Thanks for that link: It explains that insignificant whitespace, duplicate keys and key order are not preserved.

Does someone have a link to the storage format? I'm always curious and want to learn efficient encodings. Thanks!


It's sad, but many developers actually count on JSON key ordering. Why, I don't know, but they do. Why people like to code to the implementation, not the spec, I do not know.


I've seen cases where the actual api is XML based, and there's a simple mechanical translation from JSON to XML.

Standards People.


A prominent example is Solr's JSON update endpoint [1], which is just the XML update endpoint in disguise.

It expects input of the form:

    {
       "add": {document 1 goes here},
       "add": {document 2 goes here},
       ...
       "commit": {}
    }
And of course all the "add" values are different and the "commit" has to come at the end.

[1] https://wiki.apache.org/solr/UpdateJSON


I've dealt with one of these. EAN, the Expedia Affiliate Network[0], has an API with what they call an "XML" mode and a "REST" mode, where "REST" means JSON. The "REST" mode is very clearly translated directly from the XML mode. I'm simplifying and doing this from memory so bear with me, but here is how translation works:

    <Hotel id="1">
      <Amenity>Bacon</Amenity>
    </Hotel>
turns into

    {'Hotel': {'@id': '1',
               'Amenity': 'Bacon'}}
Straight forward enough. But here's what happens when you have two <Amenity> elements:

    <Hotel id="1">
      <Amenity>Bacon</Amenity>
      <Amenity>Chocolate</Amenity>
    </Hotel>
Now turns into:

    {'Hotel': {'@id': '1',
               'AmenitysList': {'@size': 2,
                                'Amenitys':
                                    [{'Amenity': Bacon'}
                                     {'Amenity': Bacon'}]}}}
The translation engine appears to have no knowledge of the schema, it just adds ___List and ___s entries. So the schema of the JSON is different based on the presence of a repeated element

Also since it doesn't have any knowledge of the schema, all elements are textual except the special @size element.

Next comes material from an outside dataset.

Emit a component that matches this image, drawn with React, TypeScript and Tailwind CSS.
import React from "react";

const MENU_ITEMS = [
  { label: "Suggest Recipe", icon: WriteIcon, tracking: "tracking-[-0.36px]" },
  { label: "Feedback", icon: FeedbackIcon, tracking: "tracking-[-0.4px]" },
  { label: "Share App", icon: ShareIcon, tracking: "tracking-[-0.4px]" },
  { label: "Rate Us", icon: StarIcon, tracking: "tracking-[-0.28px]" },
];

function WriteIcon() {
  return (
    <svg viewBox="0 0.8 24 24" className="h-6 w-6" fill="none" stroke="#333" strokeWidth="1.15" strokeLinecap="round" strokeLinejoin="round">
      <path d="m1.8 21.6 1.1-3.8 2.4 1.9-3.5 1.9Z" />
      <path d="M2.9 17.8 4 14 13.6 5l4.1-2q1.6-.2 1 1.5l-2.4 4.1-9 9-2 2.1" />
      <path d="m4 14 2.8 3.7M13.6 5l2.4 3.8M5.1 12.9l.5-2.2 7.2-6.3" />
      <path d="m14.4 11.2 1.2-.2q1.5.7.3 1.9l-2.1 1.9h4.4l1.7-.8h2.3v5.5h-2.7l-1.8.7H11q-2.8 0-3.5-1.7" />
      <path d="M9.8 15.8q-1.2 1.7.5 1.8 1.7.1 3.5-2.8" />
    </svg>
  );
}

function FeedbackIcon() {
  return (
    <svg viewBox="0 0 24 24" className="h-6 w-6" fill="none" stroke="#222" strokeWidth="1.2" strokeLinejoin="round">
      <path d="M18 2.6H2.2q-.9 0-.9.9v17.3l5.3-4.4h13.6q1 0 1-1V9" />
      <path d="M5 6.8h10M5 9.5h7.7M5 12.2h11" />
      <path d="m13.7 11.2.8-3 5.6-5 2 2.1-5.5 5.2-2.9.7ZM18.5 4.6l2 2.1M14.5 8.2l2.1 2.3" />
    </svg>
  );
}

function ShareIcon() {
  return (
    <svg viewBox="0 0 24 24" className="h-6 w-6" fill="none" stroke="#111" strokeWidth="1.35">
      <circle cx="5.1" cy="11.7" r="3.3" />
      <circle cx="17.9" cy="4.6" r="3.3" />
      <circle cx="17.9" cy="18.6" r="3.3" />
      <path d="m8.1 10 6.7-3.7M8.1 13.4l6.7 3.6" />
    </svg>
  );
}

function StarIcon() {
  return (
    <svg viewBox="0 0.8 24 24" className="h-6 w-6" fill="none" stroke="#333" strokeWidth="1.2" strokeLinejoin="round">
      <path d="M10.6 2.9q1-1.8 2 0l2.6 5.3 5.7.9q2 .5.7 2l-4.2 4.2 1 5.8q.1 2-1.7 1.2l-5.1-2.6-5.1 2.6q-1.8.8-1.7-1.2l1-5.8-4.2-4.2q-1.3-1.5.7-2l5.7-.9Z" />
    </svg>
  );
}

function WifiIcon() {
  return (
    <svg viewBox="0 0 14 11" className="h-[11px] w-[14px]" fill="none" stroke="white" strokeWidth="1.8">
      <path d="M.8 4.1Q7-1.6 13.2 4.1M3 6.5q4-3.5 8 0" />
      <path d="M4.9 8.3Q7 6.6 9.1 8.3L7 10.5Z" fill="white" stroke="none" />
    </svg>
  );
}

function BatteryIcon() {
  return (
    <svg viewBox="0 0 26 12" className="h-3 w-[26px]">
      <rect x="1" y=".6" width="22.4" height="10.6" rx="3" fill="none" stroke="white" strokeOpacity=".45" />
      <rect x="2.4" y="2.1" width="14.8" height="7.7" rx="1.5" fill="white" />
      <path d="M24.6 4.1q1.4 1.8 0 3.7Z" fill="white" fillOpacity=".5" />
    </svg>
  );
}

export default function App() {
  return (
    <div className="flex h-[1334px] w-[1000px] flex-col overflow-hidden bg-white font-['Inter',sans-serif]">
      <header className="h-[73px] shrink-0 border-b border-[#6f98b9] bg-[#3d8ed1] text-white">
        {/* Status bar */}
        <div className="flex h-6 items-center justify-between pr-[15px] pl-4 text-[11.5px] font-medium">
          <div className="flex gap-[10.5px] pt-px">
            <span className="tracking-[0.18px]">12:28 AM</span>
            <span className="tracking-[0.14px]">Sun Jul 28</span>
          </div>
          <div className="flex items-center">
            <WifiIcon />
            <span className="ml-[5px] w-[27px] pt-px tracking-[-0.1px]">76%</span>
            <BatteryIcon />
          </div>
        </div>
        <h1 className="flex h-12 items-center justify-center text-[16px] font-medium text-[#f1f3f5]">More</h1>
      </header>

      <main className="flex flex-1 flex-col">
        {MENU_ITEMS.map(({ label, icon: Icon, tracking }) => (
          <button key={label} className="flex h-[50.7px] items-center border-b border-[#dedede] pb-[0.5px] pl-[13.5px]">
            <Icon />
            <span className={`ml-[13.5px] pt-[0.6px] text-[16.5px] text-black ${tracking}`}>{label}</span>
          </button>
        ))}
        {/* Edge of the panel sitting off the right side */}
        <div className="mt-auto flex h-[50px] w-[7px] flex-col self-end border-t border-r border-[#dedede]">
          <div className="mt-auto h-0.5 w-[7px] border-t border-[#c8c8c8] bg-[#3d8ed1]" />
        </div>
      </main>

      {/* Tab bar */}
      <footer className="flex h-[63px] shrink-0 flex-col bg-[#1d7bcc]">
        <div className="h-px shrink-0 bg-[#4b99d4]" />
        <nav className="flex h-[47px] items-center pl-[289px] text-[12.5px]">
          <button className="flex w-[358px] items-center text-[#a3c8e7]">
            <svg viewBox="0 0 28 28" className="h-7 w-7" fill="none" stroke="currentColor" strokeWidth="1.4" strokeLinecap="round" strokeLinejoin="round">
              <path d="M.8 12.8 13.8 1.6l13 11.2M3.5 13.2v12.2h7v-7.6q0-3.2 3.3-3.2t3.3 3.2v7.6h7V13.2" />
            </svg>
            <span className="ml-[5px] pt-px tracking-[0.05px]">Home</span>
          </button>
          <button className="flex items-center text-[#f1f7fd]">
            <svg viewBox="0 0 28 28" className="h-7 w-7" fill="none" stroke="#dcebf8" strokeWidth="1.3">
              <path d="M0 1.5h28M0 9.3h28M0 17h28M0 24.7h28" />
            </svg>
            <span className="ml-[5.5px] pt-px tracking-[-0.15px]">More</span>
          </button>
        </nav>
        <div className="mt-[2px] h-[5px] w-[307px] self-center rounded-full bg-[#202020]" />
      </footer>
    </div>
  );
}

Because @size is a special element for these lists (which of course you have no need for in JSON), but the engine turns XML attributes into @____ as well, there is no way to get at the actual "size" attribute if one exists.

[0] http://developer.ean.com/docs/hotel-list/


Because in software development industry "Because it works!" is considered an acceptable answer, that's why.


"Because it works for me" is also prevelent.


http://www.postgresql.org/message-id/E1WRpmB-0002et-MT@gemul... links to the git commit at http://git.postgresql.org/gitweb/?p=postgresql.git;a=commitd.... The obviously interesting file is src/include/utils/jsonb.h (a new header file named jsonb).

It has a reasonably decent (highly decent for a header file) description.

One thing I had to take a guess at is that, in JEntry, the header is a combination of a bit mask and an offset. I also would guess that offsets for identical keys (can happen in nested json), and maybe offsets for other identical data will be identical. I didn't check either.